__Exercise requirements__: Stop after the line containing "const RING = ringPoints(88.5, 86, 69, 62, 36);": print each line exactly from the first line of the listing up to that point.
── Dataset excerpt
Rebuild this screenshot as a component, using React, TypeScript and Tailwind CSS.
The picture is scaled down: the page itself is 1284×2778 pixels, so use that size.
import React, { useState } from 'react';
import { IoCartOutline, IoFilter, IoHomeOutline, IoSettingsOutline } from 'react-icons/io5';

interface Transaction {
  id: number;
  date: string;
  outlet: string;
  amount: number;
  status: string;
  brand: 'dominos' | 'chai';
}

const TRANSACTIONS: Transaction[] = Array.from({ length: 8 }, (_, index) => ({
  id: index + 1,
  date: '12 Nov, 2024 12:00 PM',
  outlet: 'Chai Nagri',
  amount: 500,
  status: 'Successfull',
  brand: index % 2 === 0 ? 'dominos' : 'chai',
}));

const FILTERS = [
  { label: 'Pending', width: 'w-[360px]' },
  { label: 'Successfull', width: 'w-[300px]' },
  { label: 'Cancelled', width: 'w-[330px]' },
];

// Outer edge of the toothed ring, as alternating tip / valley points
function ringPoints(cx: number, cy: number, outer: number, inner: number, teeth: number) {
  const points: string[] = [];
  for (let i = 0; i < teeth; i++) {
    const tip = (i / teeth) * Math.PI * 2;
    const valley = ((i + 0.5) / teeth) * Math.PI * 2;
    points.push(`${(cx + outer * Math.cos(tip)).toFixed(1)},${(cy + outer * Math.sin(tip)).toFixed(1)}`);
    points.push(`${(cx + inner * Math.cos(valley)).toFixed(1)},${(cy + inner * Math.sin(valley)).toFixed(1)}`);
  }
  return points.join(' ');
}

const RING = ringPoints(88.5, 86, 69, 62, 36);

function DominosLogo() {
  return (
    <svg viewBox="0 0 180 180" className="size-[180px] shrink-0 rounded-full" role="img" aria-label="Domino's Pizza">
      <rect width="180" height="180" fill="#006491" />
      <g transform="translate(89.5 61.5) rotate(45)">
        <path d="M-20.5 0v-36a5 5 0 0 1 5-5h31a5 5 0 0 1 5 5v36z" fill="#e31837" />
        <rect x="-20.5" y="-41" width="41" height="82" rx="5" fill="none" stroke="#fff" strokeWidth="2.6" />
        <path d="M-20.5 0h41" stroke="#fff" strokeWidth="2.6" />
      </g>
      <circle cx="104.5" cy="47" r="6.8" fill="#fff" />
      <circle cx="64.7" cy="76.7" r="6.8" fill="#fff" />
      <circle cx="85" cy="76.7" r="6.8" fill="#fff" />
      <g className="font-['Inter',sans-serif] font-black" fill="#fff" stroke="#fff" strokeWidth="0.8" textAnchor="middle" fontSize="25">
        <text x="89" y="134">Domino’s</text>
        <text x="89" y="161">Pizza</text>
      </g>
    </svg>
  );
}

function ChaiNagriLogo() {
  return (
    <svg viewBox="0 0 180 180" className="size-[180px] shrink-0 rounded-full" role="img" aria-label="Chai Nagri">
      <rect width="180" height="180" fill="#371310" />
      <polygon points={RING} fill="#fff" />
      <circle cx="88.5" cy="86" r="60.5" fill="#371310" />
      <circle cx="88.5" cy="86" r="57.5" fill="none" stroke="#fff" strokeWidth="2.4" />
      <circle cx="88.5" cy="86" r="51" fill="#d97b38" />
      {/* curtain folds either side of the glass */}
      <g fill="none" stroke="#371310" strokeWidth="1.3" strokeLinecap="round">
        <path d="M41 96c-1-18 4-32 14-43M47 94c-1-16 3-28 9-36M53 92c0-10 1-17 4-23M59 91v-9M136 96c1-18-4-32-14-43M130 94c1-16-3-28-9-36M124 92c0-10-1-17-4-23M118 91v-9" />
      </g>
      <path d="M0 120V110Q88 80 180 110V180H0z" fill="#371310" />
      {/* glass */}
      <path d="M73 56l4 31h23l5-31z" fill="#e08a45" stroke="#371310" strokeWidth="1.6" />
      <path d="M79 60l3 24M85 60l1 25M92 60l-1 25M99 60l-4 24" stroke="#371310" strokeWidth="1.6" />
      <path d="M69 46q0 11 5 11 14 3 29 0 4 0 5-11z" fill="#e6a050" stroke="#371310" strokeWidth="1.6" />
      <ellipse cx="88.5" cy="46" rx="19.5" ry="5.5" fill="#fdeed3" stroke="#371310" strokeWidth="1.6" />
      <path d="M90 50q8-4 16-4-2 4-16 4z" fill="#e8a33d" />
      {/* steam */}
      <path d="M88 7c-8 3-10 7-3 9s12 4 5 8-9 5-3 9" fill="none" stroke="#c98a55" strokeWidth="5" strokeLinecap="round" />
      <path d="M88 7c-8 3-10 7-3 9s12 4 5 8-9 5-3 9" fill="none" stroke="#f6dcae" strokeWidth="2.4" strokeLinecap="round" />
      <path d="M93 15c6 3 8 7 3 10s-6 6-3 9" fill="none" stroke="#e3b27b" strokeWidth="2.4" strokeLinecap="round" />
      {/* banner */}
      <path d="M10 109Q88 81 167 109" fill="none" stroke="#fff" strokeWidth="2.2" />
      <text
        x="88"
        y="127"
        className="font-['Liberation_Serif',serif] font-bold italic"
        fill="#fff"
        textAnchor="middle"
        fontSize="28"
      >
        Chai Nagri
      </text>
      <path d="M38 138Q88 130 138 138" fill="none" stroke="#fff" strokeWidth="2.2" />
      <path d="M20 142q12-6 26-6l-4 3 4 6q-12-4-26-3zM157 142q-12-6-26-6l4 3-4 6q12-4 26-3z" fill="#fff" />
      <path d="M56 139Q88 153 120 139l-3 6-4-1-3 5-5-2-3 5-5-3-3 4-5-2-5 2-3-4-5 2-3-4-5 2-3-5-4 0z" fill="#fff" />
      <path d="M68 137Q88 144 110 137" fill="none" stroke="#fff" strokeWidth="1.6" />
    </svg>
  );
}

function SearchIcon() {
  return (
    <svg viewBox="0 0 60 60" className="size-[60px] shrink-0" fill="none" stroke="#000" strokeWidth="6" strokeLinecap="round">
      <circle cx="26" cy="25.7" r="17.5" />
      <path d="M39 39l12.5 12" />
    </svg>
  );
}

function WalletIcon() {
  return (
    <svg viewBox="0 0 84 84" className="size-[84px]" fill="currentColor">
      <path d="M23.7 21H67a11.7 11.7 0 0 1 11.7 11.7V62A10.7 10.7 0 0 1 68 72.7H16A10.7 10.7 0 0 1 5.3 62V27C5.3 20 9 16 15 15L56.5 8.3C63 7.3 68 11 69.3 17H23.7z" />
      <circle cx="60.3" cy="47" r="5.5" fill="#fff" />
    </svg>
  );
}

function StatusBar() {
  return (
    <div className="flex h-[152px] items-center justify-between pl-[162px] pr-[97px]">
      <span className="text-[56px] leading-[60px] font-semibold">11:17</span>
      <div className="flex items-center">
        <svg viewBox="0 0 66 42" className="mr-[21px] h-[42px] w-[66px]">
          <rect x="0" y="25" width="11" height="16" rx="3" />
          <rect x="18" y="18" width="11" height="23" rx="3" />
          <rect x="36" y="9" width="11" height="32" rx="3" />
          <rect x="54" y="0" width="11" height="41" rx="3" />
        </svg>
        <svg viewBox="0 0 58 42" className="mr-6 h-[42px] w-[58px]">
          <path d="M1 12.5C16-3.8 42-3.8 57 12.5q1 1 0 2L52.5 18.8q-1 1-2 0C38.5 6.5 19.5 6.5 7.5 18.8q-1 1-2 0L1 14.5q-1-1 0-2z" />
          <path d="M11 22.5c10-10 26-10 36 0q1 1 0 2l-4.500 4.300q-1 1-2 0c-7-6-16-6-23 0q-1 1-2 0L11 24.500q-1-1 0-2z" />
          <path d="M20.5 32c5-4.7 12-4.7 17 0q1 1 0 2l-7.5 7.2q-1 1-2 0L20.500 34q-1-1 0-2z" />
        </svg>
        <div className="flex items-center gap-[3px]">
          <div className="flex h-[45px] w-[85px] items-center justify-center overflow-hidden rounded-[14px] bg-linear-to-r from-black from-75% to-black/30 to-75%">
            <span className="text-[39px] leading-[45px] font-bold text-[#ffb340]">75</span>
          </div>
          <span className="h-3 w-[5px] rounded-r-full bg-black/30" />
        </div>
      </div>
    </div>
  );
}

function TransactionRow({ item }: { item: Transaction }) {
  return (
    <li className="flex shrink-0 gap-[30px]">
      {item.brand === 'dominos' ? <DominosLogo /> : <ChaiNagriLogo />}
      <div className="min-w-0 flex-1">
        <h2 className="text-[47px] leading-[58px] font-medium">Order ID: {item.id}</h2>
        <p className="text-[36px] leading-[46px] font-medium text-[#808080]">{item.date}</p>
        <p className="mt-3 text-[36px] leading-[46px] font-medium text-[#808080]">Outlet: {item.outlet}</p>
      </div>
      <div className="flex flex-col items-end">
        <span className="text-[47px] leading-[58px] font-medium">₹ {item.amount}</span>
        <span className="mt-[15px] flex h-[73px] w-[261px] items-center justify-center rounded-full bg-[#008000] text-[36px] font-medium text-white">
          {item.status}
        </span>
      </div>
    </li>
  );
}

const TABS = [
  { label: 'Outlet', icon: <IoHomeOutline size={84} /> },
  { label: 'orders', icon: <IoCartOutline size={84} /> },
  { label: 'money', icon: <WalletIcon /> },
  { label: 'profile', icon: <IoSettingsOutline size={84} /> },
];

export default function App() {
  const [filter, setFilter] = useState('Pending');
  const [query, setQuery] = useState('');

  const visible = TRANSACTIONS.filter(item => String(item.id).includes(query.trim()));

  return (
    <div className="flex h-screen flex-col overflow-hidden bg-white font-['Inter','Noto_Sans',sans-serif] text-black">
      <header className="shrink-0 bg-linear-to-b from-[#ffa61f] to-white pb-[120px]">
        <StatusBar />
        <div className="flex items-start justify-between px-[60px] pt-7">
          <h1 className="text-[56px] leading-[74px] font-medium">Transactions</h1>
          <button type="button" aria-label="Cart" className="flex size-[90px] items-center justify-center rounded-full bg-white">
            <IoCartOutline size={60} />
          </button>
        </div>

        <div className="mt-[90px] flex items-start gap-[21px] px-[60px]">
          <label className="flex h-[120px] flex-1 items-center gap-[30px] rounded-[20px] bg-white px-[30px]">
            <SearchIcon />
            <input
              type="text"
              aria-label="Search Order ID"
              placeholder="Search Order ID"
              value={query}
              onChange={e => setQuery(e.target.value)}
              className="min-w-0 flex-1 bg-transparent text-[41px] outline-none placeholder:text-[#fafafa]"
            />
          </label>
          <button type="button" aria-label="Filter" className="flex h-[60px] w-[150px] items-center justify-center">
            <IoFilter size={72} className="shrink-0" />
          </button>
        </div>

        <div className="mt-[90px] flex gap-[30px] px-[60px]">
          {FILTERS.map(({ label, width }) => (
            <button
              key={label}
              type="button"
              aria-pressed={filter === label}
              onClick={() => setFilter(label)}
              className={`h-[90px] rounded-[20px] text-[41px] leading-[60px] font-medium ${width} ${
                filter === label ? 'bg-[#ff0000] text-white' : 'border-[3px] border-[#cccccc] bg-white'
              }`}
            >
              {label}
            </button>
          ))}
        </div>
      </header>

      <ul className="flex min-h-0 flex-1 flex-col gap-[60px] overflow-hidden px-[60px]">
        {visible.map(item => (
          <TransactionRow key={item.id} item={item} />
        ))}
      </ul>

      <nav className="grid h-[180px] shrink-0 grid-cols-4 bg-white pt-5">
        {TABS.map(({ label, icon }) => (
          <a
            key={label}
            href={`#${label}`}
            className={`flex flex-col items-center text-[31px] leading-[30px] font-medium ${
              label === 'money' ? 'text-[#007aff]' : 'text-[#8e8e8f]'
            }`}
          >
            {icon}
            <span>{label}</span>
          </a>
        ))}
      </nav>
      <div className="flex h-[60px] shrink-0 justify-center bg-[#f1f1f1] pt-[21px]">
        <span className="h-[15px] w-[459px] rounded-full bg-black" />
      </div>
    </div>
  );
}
────
__Solution to this exercise__:
Rebuild this screenshot as a component, using React, TypeScript and Tailwind CSS.
The picture is scaled down: the page itself is 1284×2778 pixels, so use that size.
import React, { useState } from 'react';
import { IoCartOutline, IoFilter, IoHomeOutline, IoSettingsOutline } from 'react-icons/io5';

interface Transaction {
  id: number;
  date: string;
  outlet: string;
  amount: number;
  status: string;
  brand: 'dominos' | 'chai';
}

const TRANSACTIONS: Transaction[] = Array.from({ length: 8 }, (_, index) => ({
  id: index + 1,
  date: '12 Nov, 2024 12:00 PM',
  outlet: 'Chai Nagri',
  amount: 500,
  status: 'Successfull',
  brand: index % 2 === 0 ? 'dominos' : 'chai',
}));

const FILTERS = [
  { label: 'Pending', width: 'w-[360px]' },
  { label: 'Successfull', width: 'w-[300px]' },
  { label: 'Cancelled', width: 'w-[330px]' },
];

// Outer edge of the toothed ring, as alternating tip / valley points
function ringPoints(cx: number, cy: number, outer: number, inner: number, teeth: number) {
  const points: string[] = [];
  for (let i = 0; i < teeth; i++) {
    const tip = (i / teeth) * Math.PI * 2;
    const valley = ((i + 0.5) / teeth) * Math.PI * 2;
    points.push(`${(cx + outer * Math.cos(tip)).toFixed(1)},${(cy + outer * Math.sin(tip)).toFixed(1)}`);
    points.push(`${(cx + inner * Math.cos(valley)).toFixed(1)},${(cy + inner * Math.sin(valley)).toFixed(1)}`);
  }
  return points.join(' ');
}

const RING = ringPoints(88.5, 86, 69, 62, 36);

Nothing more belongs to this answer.